→ **Do this**:
Reproduce the entries shown below only from the line with "Convert this table" down to the line with "string; tone: 'past'", keeping both end lines and copying each one exactly.

Data records:
──────

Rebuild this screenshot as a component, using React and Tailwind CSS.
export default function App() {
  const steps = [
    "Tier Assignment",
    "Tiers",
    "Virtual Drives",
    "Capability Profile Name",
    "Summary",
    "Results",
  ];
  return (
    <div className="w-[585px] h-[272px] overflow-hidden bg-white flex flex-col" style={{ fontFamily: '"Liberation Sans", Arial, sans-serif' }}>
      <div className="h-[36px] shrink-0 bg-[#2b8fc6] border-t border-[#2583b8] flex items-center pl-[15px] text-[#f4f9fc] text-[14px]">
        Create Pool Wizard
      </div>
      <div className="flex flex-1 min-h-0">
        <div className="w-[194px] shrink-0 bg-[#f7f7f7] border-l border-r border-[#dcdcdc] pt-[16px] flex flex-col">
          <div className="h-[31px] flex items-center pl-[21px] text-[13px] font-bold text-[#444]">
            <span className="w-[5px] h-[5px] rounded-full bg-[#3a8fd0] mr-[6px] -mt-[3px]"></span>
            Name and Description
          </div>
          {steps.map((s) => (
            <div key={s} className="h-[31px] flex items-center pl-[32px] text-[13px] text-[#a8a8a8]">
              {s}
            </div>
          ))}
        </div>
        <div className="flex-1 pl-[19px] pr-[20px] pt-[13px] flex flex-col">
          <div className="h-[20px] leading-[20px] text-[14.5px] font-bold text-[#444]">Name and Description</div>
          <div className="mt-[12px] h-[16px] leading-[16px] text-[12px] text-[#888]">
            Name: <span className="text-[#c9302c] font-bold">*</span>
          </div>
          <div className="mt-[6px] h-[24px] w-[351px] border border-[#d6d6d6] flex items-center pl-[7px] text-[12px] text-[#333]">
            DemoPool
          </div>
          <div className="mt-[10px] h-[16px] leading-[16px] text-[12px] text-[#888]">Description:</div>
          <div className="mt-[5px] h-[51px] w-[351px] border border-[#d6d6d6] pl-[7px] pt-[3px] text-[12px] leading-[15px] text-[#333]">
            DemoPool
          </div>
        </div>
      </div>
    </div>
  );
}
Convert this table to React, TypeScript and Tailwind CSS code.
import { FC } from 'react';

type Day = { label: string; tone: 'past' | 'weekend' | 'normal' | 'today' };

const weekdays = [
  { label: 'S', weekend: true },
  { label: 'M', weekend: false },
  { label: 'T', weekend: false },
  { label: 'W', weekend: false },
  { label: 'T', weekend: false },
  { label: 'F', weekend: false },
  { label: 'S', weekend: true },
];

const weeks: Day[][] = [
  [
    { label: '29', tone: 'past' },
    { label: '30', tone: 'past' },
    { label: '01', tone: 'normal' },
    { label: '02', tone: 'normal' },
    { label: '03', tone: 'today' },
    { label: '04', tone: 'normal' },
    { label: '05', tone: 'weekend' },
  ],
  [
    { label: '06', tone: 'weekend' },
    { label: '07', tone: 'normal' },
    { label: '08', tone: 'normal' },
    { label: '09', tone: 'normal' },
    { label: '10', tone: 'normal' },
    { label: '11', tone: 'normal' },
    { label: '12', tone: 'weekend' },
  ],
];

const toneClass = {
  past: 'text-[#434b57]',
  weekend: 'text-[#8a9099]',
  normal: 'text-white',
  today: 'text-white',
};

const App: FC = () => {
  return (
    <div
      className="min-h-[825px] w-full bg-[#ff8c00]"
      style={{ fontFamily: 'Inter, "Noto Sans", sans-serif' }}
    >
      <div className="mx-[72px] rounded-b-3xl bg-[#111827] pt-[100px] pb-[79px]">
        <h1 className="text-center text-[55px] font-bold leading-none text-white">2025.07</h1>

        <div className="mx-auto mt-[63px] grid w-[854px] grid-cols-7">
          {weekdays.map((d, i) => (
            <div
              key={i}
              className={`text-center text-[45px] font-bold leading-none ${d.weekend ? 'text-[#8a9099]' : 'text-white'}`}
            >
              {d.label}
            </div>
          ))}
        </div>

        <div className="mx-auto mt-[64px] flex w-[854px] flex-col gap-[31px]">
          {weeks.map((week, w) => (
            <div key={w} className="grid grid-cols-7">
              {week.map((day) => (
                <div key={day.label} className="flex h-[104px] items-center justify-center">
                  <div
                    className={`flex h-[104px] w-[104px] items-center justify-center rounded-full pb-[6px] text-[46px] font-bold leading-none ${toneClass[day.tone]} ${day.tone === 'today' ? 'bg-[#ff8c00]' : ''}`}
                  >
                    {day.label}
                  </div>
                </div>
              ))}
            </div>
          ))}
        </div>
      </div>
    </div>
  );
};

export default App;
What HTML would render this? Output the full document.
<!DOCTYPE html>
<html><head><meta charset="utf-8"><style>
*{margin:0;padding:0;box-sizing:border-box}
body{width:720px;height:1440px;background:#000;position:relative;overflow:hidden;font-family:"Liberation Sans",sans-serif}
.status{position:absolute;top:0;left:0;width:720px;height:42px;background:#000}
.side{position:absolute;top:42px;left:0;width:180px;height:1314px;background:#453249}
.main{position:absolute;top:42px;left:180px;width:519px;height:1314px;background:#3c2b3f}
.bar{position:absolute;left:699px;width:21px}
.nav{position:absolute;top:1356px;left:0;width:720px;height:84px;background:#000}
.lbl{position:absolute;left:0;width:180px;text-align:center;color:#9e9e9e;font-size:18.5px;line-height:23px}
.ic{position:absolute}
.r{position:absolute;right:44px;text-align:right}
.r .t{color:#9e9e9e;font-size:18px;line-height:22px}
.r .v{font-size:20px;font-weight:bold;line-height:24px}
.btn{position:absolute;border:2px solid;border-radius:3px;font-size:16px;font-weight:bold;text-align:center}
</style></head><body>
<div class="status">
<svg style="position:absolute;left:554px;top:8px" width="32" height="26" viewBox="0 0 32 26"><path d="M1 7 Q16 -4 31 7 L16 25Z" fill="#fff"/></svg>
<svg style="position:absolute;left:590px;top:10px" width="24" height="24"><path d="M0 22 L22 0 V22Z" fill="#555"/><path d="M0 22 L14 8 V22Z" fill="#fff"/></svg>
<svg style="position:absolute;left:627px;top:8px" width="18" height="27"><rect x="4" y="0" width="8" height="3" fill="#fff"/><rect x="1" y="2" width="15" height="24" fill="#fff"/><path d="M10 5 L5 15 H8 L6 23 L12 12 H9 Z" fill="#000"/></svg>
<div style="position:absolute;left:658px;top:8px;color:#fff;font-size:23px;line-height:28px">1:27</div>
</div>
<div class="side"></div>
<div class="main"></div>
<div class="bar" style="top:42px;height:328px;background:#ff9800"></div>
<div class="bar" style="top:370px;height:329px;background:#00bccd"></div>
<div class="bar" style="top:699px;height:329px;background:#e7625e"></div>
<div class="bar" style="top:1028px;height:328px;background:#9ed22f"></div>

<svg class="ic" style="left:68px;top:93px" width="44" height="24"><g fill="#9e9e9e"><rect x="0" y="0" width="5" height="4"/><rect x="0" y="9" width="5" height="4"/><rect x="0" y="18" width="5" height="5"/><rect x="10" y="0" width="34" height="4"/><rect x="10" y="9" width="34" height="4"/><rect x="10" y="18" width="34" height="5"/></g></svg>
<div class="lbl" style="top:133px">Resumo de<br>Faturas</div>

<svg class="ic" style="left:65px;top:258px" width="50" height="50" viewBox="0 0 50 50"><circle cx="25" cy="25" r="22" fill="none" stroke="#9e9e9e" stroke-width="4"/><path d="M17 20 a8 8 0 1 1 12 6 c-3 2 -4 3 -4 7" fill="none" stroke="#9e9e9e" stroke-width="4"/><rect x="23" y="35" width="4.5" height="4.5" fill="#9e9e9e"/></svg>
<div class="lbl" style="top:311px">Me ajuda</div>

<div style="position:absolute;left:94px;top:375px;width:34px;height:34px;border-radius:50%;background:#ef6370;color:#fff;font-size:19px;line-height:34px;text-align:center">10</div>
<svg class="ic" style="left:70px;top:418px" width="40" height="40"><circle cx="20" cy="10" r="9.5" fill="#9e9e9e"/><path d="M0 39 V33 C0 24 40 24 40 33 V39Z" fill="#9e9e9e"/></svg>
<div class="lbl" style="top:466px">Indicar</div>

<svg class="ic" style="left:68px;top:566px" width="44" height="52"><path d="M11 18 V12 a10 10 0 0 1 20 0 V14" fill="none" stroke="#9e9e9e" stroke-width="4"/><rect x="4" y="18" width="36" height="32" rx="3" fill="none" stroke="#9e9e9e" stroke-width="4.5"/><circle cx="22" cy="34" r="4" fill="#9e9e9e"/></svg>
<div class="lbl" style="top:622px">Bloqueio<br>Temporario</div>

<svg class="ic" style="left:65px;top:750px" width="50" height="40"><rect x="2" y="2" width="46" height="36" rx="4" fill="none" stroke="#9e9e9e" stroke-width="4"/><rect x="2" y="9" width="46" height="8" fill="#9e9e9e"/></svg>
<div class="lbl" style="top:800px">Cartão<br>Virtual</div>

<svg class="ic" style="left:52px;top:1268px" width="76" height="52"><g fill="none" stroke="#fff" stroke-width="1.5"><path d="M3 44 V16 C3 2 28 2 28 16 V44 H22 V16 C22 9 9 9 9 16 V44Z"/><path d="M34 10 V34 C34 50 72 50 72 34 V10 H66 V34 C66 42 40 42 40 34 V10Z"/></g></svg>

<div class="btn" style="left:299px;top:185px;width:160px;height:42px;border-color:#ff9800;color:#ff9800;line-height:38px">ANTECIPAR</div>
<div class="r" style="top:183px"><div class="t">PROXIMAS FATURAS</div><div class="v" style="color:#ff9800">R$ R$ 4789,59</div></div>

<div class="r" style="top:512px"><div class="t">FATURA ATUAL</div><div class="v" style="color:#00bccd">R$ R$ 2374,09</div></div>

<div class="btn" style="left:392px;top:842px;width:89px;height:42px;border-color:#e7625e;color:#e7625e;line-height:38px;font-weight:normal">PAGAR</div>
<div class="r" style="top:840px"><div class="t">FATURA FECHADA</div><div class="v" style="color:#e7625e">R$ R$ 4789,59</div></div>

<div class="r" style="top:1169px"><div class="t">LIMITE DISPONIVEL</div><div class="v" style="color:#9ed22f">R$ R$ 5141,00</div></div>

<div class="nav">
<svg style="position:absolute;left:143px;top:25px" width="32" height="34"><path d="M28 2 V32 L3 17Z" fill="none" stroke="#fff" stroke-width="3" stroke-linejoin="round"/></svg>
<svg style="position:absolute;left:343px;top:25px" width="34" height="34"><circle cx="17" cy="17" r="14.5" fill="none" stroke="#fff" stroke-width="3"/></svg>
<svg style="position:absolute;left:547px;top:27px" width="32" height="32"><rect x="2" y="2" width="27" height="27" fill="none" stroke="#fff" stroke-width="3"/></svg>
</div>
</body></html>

──────

→ **Solved exercise**:
Convert this table to React, TypeScript and Tailwind CSS code.
import { FC } from 'react';

type Day = { label: string; tone: 'past' | 'weekend' | 'normal' | 'today' };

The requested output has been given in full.